My Relationship with my Trusted Bike – #21daysofwriting – Day 2

Thank you to the lovely Mike Collins for this topic area – many of my bike miles have been racked up joyfully with you.

In 2000 my then-boyfriend convinced me to buy a mountain bike. 

We lived in Jersey & I’d been pottering about on an old, borrowed red thing which regularly locked brakes or discarded its chain. I had, for the first time in my life, an actual salary. The island is beautiful and has many places to explore. Project Mountain Bike began.

He researched it. Thoroughly. Regaling me with tales of suspension and light-weight frames, of multiple gearings and the difference between block brakes and discs. I paid a modicum amount of attention – asking questions as I cooked.. eventually rolling my eyes after being shown the 105thpicture of Some Bloody Bike… I couldn’t get overly excited.

I only really got what the fuss was about when I went to the shop. My hypothetical Bike – so far only dreamed up or seen online – became a 3D tactile, tangible actuality. Some technical stuff sort-of mattered (I’d pretty much had the “two wheels, a frame & some brakes. How hard does it need to be?” Mentality. I still can’t get geeked out by much of the Spec stuff)

To my boyfriend’s annoyance, pretty much all research went out the window as number of things went awry in the face of reality.

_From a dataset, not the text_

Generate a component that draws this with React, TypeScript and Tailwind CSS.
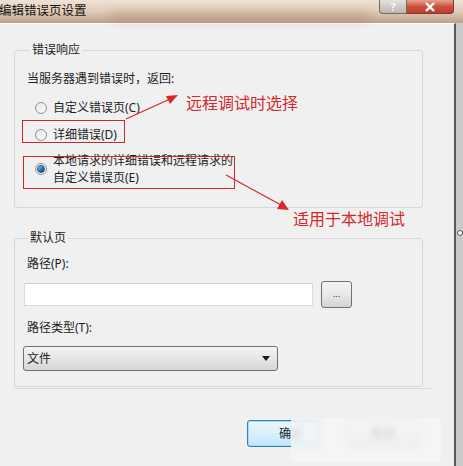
import React from 'react';

const font = "font-['Noto_Sans','Noto_Sans_CJK_SC',sans-serif]";

const Radio: React.FC<{ checked?: boolean }> = ({ checked }) => (
  <div className="w-[12px] h-[12px] rounded-full border border-[#8f9090] bg-gradient-to-br from-[#e9e9e9] to-[#fafafa] flex items-center justify-center shrink-0">
    {checked && (
      <div className="w-[8px] h-[8px] rounded-full bg-gradient-to-br from-[#9ed0ef] via-[#2a7fc1] to-[#0d3e6c] border border-[#1a4f7f]" />
    )}
  </div>
);

const RadioRow: React.FC<{ checked?: boolean; children: React.ReactNode; className?: string }> = ({ checked, children, className }) => (
  <div className={`flex items-center gap-[6px] pl-[10px] ${className ?? ''}`}>
    <Radio checked={checked} />
    <div className="leading-[17px]">{children}</div>
  </div>
);

const Annotations: React.FC = () => (
  <>
    {/* red boxes */}
    <div className="absolute left-[22px] top-[120px] w-[103px] h-[23px] border-[1.5px] border-[#c8292b]" />
    <div className="absolute left-[23px] top-[156px] w-[212px] h-[33px] border-[1.5px] border-[#c8292b]" />
    <svg className="absolute left-0 top-0 pointer-events-none" width="463" height="466">
      <line x1="126" y1="119" x2="170" y2="99" stroke="#d42a2d" strokeWidth="1.3" />
      <polygon points="178,95 166,96 170,104" fill="#d42a2d" />
      <line x1="226" y1="175" x2="281" y2="205" stroke="#d42a2d" strokeWidth="1.3" />
      <polygon points="289,210 277,209 282,200" fill="#d42a2d" />
    </svg>
    <div className="absolute left-[186px] top-[93px] text-[16px] leading-[20px] text-[#d42a2d]">远程调试时选择</div>
    <div className="absolute left-[293px] top-[209px] text-[16px] leading-[20px] text-[#d42a2d]">适用于本地调试</div>
  </>
);

export default function App() {
  return (
    <div className={`relative w-[463px] h-[466px] overflow-hidden flex flex-col bg-[#f0f0f0] text-[12px] text-[#1e1e1e] ${font}`}>
      {/* title bar */}
      <div className="relative h-[23px] flex items-start bg-gradient-to-b from-[#efe3d6] via-[#e0cbb8] to-[#bf9f88] shrink-0">
        <div className="absolute left-[110px] top-[12px] w-[260px] h-[9px] rounded-full bg-[#a88871]/40 blur-[4px]" />
        <div className="relative pt-[2px] text-[12.5px] leading-[17px] text-[#141414] -ml-[1px]">编辑错误页设置</div>
        <div className="relative ml-auto mr-[9px] flex">
          <div className="w-[28px] h-[14px] rounded-bl-[4px] border border-t-0 border-[#6e6a66] bg-gradient-to-b from-[#e8e2dd] to-[#bdb5ae] flex items-center justify-center text-[11px] leading-none text-[#f6f6f6] font-bold">?</div>
          <div className="w-[47px] h-[14px] rounded-br-[4px] border border-t-0 border-l-0 border-[#6e3f36] bg-gradient-to-b from-[#e6a190] via-[#c9503f] to-[#c63a2a] flex items-center justify-center">
            <svg width="12" height="10" viewBox="0 0 12 10">
              <path d="M2 1 L10 9 M10 1 L2 9" stroke="#ffffff" strokeWidth="2.4" />
            </svg>
          </div>
        </div>
      </div>

      {/* window body */}
      <div className="flex-1 flex">
        <div className="w-[456px] border-t border-white border-r-2 border-r-[#5e5953] pl-[14px] flex flex-col">
          {/* 错误响应 */}
          <fieldset className="mt-[18px] w-[409px] border border-[#d5d9dc] rounded-[3px] pl-[10px] pt-[13px] pb-[21px]">
            <legend className="ml-[5px] px-[2px] leading-[16px]">错误响应</legend>
            <div className="pl-[2px] leading-[16px]">当服务器遇到错误时，返回:</div>
            <RadioRow className="mt-[12px]">自定义错误页(C)</RadioRow>
            <RadioRow className="mt-[10px]">详细错误(D)</RadioRow>
            <RadioRow checked className="mt-[9px]">
              本地请求的详细错误和远程请求的
              <br />
              自定义错误页(E)
            </RadioRow>
          </fieldset>

          {/* 默认页 */}
          <fieldset className="mt-[22px] w-[409px] border border-[#d5d9dc] rounded-[3px] pl-[8px] pt-[10px] pb-[15px]">
            <legend className="ml-[5px] px-[2px] leading-[16px]">默认页</legend>
            <div className="pl-[4px] leading-[16px]">路径(P):</div>
            <div className="mt-[9px] flex items-center gap-[8px] pl-[1px]">
              <div className="w-[289px] h-[23px] bg-white border border-[#dcdcdc] border-t-[#cfcfcf]" />
              <button className="w-[31px] h-[27px] rounded-[3px] border border-[#707070] bg-gradient-to-b from-[#f3f3f3] via-[#e9e9e9] to-[#d2d2d2] text-[9px] leading-none text-[#333] pb-[3px]">
                ...
              </button>
            </div>
            <div className="mt-[12px] pl-[4px] leading-[16px]">路径类型(T):</div>
            <div className="mt-[10px] w-[255px] h-[25px] rounded-[3px] border border-[#707070] bg-gradient-to-b from-[#f4f4f4] via-[#e6e6e6] to-[#d6d6d6] flex items-center pl-[3px] pr-[7px]">
              <span className="leading-[16px]">文件</span>
              <svg className="ml-auto" width="8" height="5" viewBox="0 0 8 5">
                <path d="M0 0 H8 L4 5 Z" fill="#1a1a1a" />
              </svg>
            </div>
          </fieldset>
          <div className="mt-[1px] -ml-[1px] w-[420px] h-px bg-[#dcdcdc]" />

          {/* buttons */}
          <div className="mt-[31px] flex gap-[25px] pl-[233px]">
            <button className="w-[74px] h-[27px] rounded-[3px] border border-[#3c7fb1] bg-gradient-to-b from-[#eaf6fd] via-[#d9f0fc] to-[#bee6fd] shadow-[inset_0_0_0_1px_#9fdcf7] leading-[16px] text-left pl-[31px]">
              确定
            </button>
            <button className="w-[74px] h-[27px] rounded-[3px] border border-[#a0a0a0] bg-gradient-to-b from-[#f2f2f2] to-[#d6d6d6] leading-[16px]">
              取消
            </button>
          </div>
        </div>
        <div className="flex-1 bg-[#cacaca] relative">
          <div className="absolute left-[1px] top-[207px] w-[6px] h-[6px] rounded-full bg-white border border-[#555]" />
        </div>
      </div>

      <Annotations />

      {/* blurred watermark over the lower buttons */}
      <div className="absolute left-[291px] top-[418px] w-[150px] h-[44px] backdrop-blur-[3px] bg-[#f6f6f6]/80" />
    </div>
  );
}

Firstly, the man in the shop saw I was.. let’s say “physically more substantial” …than many of the “ladies” who sought mountain bikes. I’m quite tall. I’m broad. I’ve got fairly long legs & a long back – so I’d need a bigger frame than most non-men bikes would offer me. This had not been part of the research.

Also –  as previously stated – I didn’t give a toss about the brakes or the suspension ( I learned to re-think that particular lesson about 3 years later, rattling down a mountain at speed in New Zealand, after a helicopter ride to the snow-capped top….Ooh: Full Sus bikes are a THING), so I was pretty firm on the budget I was prepared to spend. 

And I wanted something that could be sustained – substantial, scratch-able, beautiful, but fit for purpose. I couldn’t bear some stupidly priced racehorse of a thing, super-fast but so desirable I’d spend my life unable to leave it locked outside the pub for fear of it being bike-napped.

But I suddenly “got” that I was going to buy a bike. My enthusiasm spiked. I must have cycled 10 or 12 around the block, testing gears and weight, bouncing about… this is what my research looks like, I realise now.

So it was that a shiny black Scott Tampico, Made for Men, got bought and has been in my life ever since.

That bike and I have done countless miles.

It’s been up hill, down mountain, through cities. Along the way I’ve been thrown off it, fallen off it, crashed it and learned how to maintain it. It is hopelessly unfashionable now – heavy, block-braked, the fork locking mechanism is dreadful… but I love it.

I loved it even more when, in 2012, I committed to do a sprint triathlon and foolishly went out to buy a road bike. Skinny tyred, skitterish thing – light and pretty, quick as the wind, but bloody lethal on Edinburgh pot-holes. Each practice ride was a dangerous game.. the high-pressure tyres punctured often… it was too expensive to easily leave outside the supermarket without 4 heavy locks….. I’d come back to my hulking tank of a Mountain bike, which took road ruts like a steam iron through crinkles and I’d be grateful.

In 2013 I had to learn how to maintain it. My boyfriend had become my ex-husband and I realised he’d held the bike knowledge. I hadn’t ever really set it up my bike or looked after it. He had. All the maintenance paraphernalia – the Muc Off, the non-claggy oil stuff, the wheel removal– most of that hadn’t really sunk in. Absence brings opportunity. I took myself off to a bike maintenance class or two… even got a blog out of it.. and my Mountain Bike became something I valued even more – because I understood it in an entirely different way.

And so my relationship with my trusted bike is one of a long and enduring friendship. Roads travelled, miles clocked up and being willing to understand the mechanics of it for that friendship to continue. One day…maybe soon.. I will need or want to buy a new Bike… but I’m not selling the other one for anyone.